VIII. Breaking the Cycle: What Actually Helps
You don’t break a trauma bond by cutting ties. You break it by rebuilding the self that formed inside the relationship.
Steps that matter:
track patterns, not moments
rebuild support outside the bond
retrain the nervous system to tolerate calm
shift identity from caretaker to self
stop trying to “win” the relationship
choose reality over potential
Healing begins when someone stops trying to return to who they were with the other person and starts returning to who they were before them. You don’t leave the person—you return to yourself.
IX. What Loved Ones Need to Understand
If you’re watching someone stay, leave, return, and repeat, understand this:
They don’t need shame. They don’t need ultimatums.They don’t need someone yelling “wake up.” They need someone who stays available without being consumed.
Support looks like:
boundaries without abandonment
validation without enabling
presence without pressure
You can’t pull someone out. You can only be the place they recognize when they climb out themselves.
X. Conclusion — Loyalty Shouldn’t Require Self-Destruction
Trauma bonds blur devotion with endurance. They convince people that love is earned through suffering, and that leaving is betrayal rather than survival. But real love doesn’t demand self-erasure.
The question is not: Do I love them?
The question is: Who do I become when I stay—and at what cost?
The moment someone stops fighting to restore what the relationship once was, and starts fighting to restore who they once were—that is the beginning of freedom.
Love should not require disappearing to keep it.
Closing Poem — "The Turning"
There is a moment
when the body finally notices
that peace has a pulse too.
A quieter beat,
steady, unprovoking,
without the adrenaline of survival.
At first it feels like emptiness—
because no one ever taught us
that safety could be silent.
But then the breath slows,
the chest unlocks,
and the nervous system whispers
a truth long buried:
You do not have to bleed
to belong.
The turning begins the day
you stop chasing the storm
and start learning how to rest
in calm that doesn’t apologize
for being gentle.
Dr. Howard Friedman, M.D.
—Dr. Howard Friedman, M.D.
Board-Certified | Internal Medicine | Veteran | U.S. Army Medical Corps
Founder of Howard’s House of Medicine (HHOM LLC)
Frequently Asked Questions:
Q: Why do intelligent, self-aware people go back to relationships that hurt them?
A: People don’t return because they lack insight—they return because the nervous system prefers the familiar. The brain is designed to predict danger, not seek happiness. If someone's history taught them that love comes with volatility or emotional labor, then chaos feels like home and calm feels like abandonment. Returning is often a survival reflex, not a moral failure.

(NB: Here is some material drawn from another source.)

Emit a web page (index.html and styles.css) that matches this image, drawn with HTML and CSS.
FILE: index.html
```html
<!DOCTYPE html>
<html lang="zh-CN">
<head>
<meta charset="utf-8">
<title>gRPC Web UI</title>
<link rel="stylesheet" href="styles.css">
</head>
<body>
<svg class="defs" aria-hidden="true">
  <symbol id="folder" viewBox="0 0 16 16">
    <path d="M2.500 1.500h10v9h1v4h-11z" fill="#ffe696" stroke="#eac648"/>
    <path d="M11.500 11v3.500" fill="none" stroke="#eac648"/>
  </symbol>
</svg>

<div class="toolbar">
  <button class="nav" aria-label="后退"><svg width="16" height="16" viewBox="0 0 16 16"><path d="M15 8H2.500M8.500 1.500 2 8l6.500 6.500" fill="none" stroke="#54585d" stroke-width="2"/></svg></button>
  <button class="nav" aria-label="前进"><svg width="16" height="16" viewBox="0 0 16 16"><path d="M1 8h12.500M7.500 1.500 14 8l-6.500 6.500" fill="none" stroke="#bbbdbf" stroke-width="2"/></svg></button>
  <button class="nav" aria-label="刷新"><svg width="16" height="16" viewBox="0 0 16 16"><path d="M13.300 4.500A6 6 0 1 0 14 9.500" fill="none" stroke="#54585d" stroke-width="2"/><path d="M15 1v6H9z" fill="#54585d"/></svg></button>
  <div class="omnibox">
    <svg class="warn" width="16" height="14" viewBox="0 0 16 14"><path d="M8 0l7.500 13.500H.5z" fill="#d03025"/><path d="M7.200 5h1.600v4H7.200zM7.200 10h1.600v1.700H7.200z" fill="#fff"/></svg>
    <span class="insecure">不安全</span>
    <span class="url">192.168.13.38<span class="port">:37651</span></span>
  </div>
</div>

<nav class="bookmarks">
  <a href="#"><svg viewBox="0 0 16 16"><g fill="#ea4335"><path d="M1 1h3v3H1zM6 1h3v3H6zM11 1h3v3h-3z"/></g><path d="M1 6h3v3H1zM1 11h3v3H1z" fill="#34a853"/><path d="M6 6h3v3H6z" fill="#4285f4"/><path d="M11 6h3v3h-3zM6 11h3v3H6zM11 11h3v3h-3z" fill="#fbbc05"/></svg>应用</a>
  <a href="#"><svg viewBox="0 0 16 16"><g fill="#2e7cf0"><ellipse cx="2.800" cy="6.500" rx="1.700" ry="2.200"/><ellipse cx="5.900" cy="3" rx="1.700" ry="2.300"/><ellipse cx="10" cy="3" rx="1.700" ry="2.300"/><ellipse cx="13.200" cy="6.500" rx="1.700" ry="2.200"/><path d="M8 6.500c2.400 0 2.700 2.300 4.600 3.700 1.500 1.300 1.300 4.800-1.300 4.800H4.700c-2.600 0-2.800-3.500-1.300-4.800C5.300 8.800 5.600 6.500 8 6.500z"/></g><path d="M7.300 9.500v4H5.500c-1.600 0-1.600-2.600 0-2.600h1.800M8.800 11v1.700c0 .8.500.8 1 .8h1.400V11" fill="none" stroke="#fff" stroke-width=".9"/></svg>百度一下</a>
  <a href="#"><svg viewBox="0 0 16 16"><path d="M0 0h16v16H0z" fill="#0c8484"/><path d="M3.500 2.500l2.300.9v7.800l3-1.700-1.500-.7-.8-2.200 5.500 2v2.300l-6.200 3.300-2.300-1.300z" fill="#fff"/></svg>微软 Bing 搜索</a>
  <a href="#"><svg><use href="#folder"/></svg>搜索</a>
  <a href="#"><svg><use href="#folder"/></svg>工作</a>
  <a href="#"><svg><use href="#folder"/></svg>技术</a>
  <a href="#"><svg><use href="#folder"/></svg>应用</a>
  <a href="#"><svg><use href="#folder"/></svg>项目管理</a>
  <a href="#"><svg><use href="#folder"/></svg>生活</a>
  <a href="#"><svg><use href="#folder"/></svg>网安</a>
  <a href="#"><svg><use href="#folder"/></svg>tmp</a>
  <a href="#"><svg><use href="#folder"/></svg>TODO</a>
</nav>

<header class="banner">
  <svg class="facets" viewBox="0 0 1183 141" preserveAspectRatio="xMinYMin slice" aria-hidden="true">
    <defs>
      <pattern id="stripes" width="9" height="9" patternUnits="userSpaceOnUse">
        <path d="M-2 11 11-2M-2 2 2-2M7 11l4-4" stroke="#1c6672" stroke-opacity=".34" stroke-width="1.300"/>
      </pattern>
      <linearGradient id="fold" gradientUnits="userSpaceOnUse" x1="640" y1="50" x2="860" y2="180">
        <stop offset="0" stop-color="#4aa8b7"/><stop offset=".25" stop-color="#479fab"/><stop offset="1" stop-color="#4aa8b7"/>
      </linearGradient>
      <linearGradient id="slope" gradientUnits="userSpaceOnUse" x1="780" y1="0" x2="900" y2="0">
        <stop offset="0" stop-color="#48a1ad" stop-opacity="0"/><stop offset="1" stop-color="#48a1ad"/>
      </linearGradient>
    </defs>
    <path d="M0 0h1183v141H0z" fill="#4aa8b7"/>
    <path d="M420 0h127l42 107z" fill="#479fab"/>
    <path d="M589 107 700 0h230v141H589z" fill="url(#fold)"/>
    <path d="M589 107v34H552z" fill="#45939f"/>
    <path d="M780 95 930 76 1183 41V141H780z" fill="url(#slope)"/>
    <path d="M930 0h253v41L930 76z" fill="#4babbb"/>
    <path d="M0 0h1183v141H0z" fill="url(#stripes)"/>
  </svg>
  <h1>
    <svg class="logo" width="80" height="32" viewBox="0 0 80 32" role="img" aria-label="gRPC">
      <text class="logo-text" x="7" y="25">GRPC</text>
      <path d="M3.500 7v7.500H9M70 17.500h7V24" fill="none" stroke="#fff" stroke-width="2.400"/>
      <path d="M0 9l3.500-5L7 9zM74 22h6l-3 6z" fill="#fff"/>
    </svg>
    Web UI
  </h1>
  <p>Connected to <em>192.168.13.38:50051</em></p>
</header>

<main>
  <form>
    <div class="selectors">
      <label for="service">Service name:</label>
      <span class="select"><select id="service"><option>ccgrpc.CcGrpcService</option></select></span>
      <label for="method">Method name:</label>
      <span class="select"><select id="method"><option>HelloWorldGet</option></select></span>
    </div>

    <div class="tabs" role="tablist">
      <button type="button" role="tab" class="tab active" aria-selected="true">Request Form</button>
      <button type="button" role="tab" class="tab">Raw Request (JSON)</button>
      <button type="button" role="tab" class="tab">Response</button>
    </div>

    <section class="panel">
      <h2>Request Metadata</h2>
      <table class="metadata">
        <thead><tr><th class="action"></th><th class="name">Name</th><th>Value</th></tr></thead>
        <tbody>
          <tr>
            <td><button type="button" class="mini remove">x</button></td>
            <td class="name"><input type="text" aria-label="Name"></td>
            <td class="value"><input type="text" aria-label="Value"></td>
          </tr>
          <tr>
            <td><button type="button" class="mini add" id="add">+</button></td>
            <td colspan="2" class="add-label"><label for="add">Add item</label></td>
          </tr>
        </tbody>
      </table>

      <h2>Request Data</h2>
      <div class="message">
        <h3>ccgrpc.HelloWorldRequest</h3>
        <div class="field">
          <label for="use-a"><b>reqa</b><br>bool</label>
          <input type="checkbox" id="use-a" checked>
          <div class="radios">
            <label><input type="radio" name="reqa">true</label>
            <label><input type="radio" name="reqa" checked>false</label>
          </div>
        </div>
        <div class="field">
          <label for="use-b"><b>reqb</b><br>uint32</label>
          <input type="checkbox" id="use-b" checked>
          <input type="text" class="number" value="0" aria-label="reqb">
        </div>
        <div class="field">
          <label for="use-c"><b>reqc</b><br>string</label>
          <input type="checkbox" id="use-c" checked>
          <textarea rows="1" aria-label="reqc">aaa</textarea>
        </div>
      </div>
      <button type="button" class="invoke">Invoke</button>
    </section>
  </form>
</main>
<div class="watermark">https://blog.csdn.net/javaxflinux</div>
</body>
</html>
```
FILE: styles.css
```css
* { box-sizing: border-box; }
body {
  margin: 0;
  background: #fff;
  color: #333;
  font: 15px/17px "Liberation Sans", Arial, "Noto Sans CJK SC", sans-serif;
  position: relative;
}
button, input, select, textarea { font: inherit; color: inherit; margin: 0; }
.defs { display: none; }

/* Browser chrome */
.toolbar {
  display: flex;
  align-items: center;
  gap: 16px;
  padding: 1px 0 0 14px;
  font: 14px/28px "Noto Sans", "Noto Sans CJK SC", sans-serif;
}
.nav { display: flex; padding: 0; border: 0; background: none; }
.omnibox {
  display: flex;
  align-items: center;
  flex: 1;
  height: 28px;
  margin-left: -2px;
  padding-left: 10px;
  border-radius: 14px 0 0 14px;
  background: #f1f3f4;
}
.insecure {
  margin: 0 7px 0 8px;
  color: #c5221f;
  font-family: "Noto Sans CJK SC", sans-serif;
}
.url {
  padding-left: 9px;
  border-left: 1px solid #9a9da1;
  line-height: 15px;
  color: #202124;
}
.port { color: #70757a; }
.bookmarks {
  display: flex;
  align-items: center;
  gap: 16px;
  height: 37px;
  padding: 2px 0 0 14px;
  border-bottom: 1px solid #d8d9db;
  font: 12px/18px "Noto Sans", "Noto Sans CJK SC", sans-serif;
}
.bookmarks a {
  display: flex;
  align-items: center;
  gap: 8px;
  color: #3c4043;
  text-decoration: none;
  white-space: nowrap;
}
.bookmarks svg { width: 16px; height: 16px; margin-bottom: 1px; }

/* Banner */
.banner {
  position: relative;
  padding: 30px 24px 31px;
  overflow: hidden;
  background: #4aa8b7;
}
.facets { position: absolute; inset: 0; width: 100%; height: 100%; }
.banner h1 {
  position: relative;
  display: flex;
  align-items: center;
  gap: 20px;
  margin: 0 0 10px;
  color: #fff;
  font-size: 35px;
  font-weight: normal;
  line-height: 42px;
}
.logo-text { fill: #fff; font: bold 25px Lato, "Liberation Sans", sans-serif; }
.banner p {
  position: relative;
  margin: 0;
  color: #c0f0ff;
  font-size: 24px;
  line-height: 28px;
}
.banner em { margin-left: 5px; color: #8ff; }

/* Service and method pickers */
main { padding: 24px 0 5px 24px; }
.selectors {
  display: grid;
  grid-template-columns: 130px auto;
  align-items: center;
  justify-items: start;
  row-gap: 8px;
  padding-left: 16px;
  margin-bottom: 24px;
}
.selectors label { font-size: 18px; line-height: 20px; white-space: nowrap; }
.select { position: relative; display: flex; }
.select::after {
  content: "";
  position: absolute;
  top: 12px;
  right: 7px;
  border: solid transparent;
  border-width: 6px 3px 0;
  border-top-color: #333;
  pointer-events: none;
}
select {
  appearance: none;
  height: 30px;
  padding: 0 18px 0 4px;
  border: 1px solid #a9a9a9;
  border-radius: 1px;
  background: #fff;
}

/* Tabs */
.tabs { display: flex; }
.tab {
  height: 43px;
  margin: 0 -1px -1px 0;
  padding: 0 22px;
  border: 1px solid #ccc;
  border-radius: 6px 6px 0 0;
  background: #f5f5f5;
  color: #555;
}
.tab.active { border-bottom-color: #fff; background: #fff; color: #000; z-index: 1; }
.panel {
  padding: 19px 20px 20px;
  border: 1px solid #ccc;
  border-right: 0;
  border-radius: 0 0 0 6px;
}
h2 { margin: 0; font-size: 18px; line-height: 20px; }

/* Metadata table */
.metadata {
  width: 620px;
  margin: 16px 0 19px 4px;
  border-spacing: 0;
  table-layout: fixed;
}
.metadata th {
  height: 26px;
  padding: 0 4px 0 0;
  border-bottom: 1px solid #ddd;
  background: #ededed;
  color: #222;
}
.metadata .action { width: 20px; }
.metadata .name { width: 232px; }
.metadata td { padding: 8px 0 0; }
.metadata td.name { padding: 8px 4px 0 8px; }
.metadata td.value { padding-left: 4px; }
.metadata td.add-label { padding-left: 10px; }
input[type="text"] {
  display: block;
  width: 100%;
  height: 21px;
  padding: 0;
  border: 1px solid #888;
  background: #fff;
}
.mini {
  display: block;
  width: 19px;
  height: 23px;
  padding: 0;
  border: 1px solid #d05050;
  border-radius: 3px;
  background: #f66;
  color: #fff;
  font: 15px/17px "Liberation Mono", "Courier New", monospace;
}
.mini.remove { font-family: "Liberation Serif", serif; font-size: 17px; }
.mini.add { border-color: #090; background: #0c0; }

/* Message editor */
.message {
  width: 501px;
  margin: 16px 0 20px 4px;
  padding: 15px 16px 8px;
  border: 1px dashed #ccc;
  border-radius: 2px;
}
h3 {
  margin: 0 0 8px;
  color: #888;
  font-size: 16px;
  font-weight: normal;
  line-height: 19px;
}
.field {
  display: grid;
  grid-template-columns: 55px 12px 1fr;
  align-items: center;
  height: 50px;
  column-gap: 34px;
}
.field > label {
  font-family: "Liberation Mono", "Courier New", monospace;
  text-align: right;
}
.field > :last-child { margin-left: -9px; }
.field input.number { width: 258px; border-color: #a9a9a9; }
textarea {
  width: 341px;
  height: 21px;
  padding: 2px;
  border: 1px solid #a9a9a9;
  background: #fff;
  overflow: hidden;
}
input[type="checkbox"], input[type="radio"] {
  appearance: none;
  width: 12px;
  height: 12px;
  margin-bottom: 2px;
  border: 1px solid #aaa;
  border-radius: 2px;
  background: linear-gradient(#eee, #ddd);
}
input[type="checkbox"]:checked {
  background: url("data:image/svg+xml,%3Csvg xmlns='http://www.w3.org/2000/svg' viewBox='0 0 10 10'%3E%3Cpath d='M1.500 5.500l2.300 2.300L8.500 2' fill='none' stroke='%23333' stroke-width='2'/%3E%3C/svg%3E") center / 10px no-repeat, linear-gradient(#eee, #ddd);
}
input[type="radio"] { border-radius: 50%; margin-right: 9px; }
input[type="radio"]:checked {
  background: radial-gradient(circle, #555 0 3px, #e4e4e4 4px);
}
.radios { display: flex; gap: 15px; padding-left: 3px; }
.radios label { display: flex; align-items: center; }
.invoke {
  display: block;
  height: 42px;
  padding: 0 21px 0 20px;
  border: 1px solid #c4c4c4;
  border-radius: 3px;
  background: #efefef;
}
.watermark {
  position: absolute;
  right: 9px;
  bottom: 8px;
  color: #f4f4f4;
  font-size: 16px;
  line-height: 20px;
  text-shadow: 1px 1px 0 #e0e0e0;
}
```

Q: What’s the difference between passion and trauma bonding?
A: Passion builds connection through shared meaning, trust, and consistent intimacy. A trauma bond builds connection through cycles of intensity: affection → withdrawal → conflict → reconciliation. The emotional “highs” come from relief after stress, not genuine closeness. If the best moments exist mainly to recover from the worst ones, that’s not passion—it’s conditioning.
Q: How does someone break a trauma bond without feeling like they’re betraying the other person?
A: You don’t break the bond by hating the other person—you break it by reclaiming the parts of yourself that disappeared during the relationship. Start by tolerating calm, rebuilding outside support, and choosing what’s real over what’s promised. You’re not betraying anyone by leaving. You’re ending the betrayal of yourself.